Finds, for each lane, the mask of warp lanes whose value bits match it.

Returns a per-lane lane mask whose bit l is set for every active lane l whose value has the same bit pattern as the calling lane's. The comparison is on the bits (matching NVIDIA's match.any.sync), so 0.0 and -0.0 do not match while two NaNs with equal bits do. This is the fold a warp uses to coalesce same-keyed lanes (a histogram or scatter leader handling a whole group in one non-atomic update) instead of one atomic per lane.

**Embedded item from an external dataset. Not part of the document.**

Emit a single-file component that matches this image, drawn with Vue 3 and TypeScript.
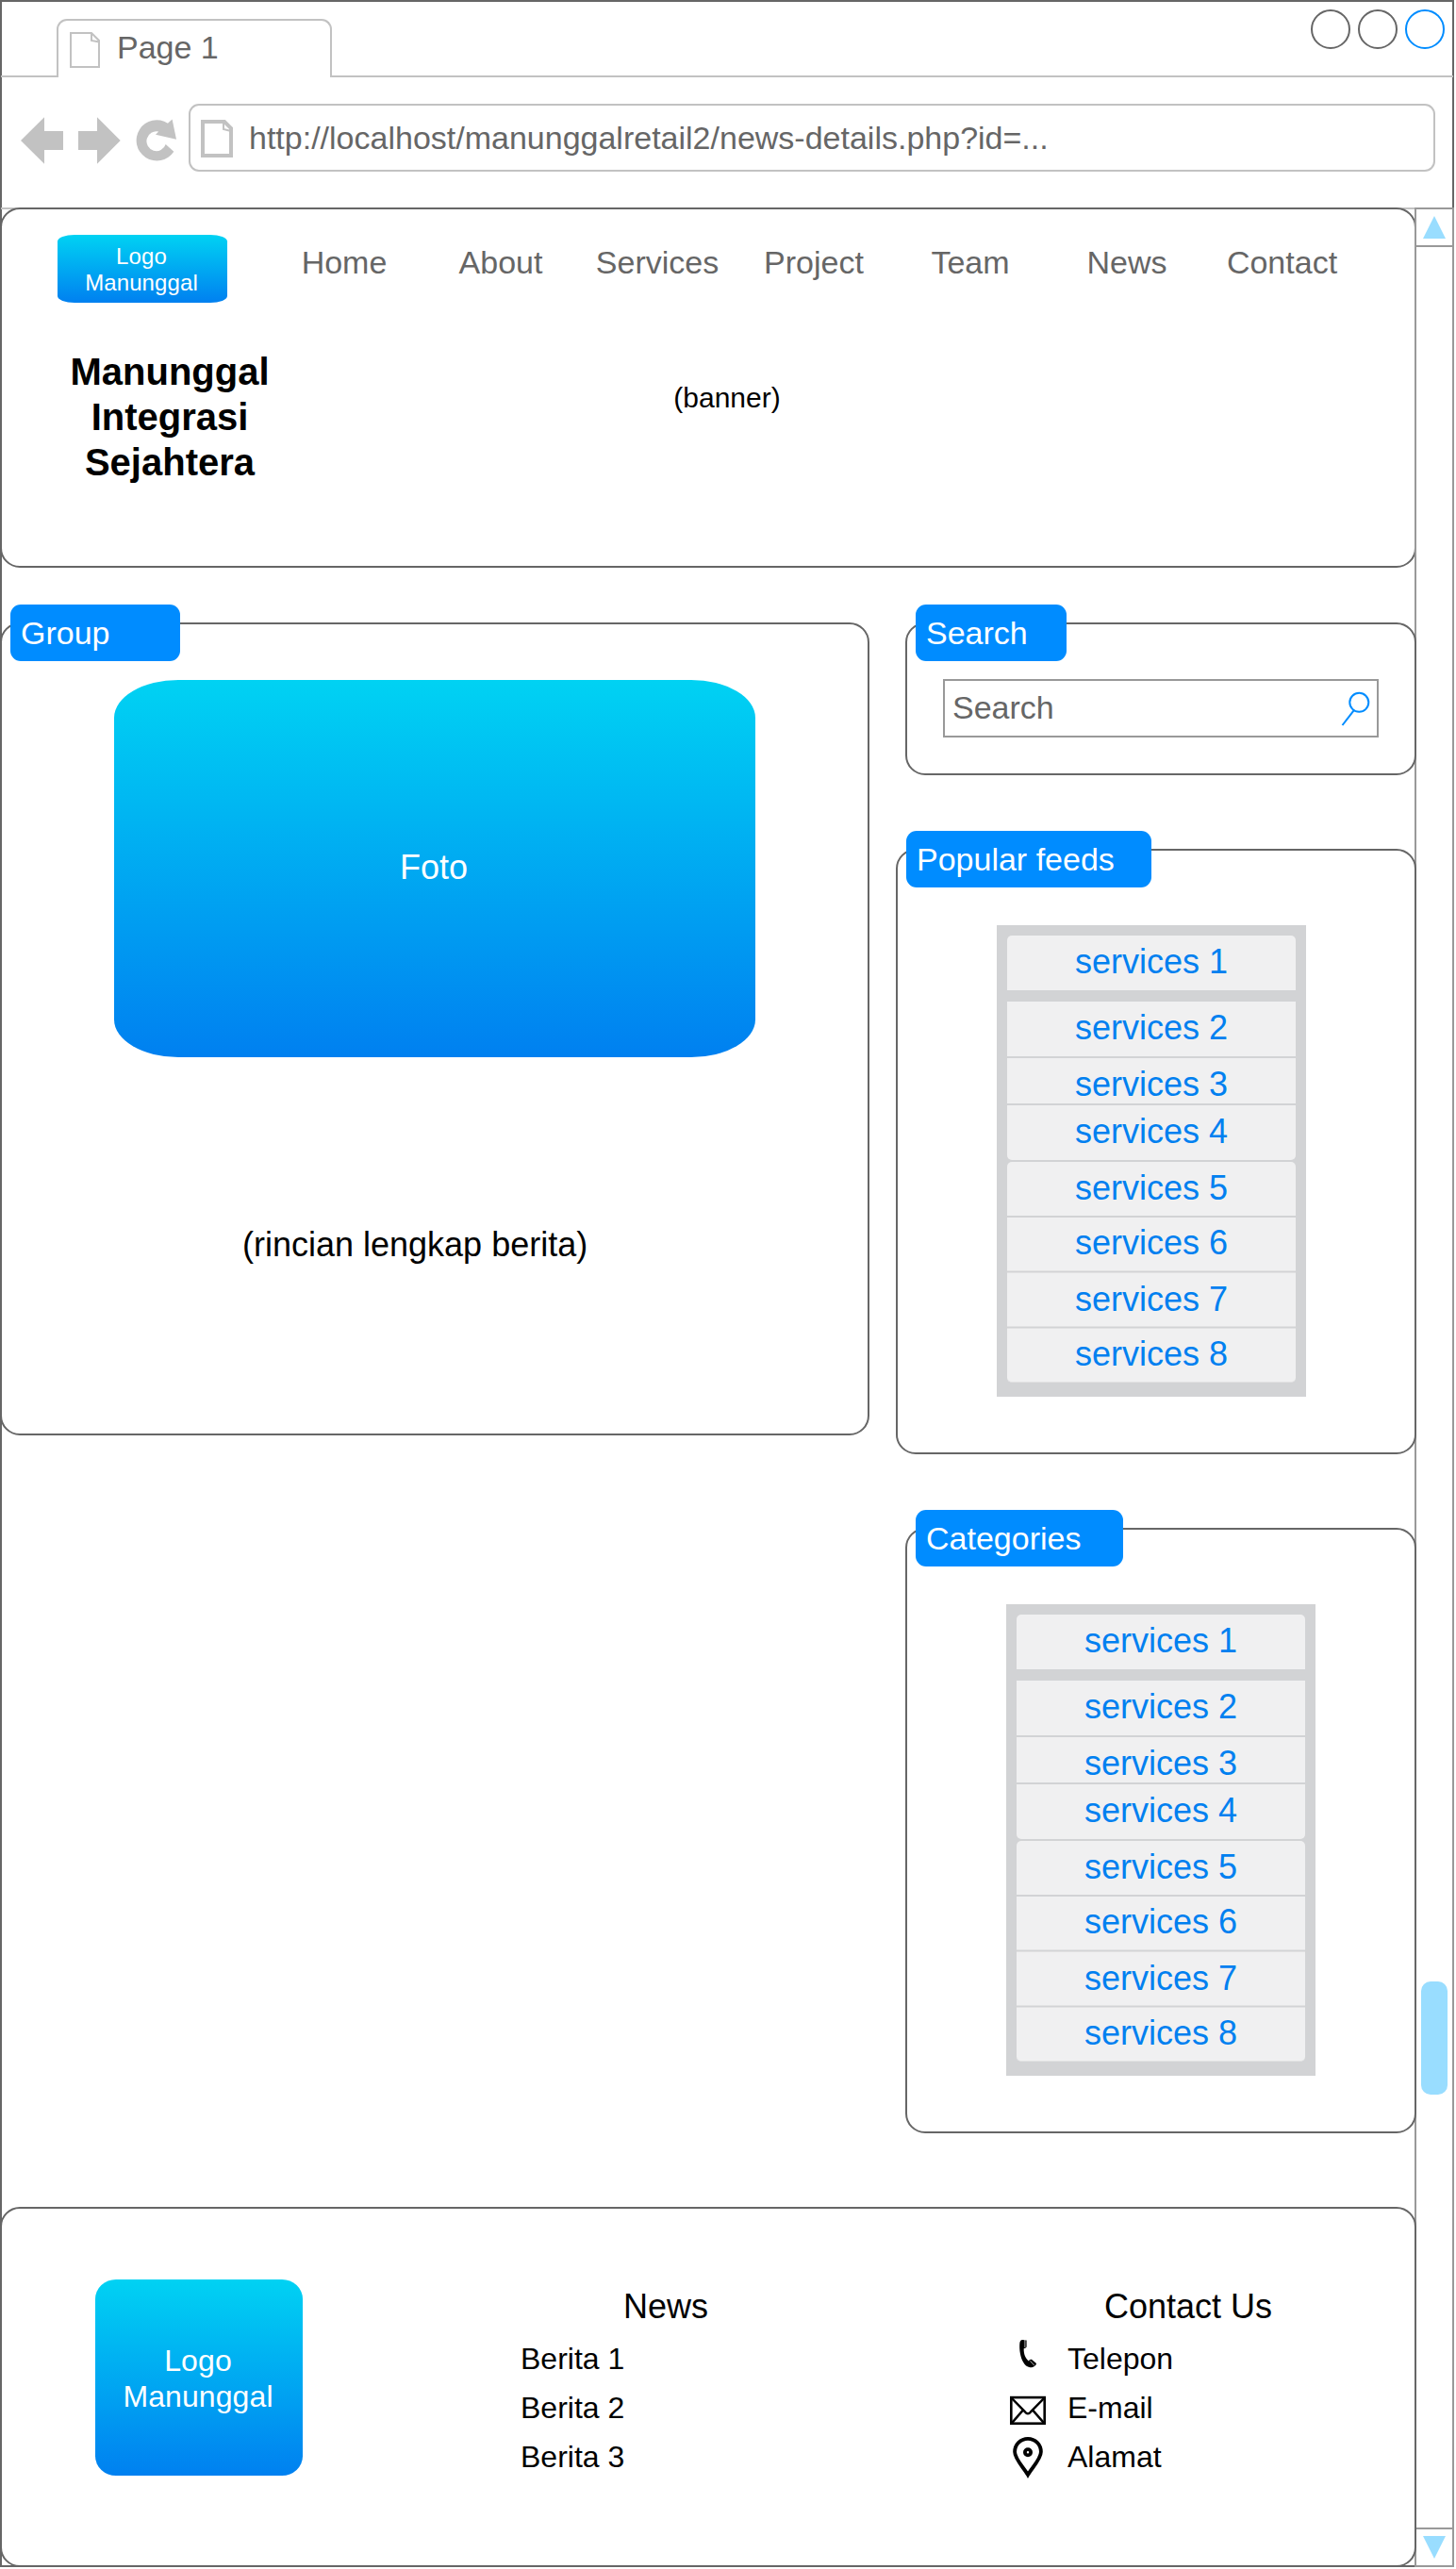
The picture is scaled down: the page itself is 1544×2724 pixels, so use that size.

All WARP_SIZE lanes must reach the call converged.

Example:

from std.gpu.primitives.warp import match_any

# If lanes 0, 3, 7 hold the same value, each of them gets a mask with
# bits 0, 3, and 7 set; the remaining lanes get their own groups.
var my_key = Int32(42)
var group = match_any(my_key)

Constraints:

Only NVIDIA, AMD, and Apple Silicon GPUs are supported. dtype must be a 32- or 64-bit type and mask_type must be DType.uint32 or DType.uint64 (NVIDIA returns a 32-bit mask, so mask_type must be DType.uint32 there).

Parameters:

dtype (DType): The element type of value (inferred from the argument).
mask_type (DType): The lane-mask return type, DType.uint32 or DType.uint64 (defaults to the type matching WARP_SIZE).

Args:

value (Scalar[dtype]): The calling lane's value to match against the rest of the warp.

Returns:

Scalar[mask_type]: A mask_type lane mask with bit l set for each active lane l holding a bit-equal value.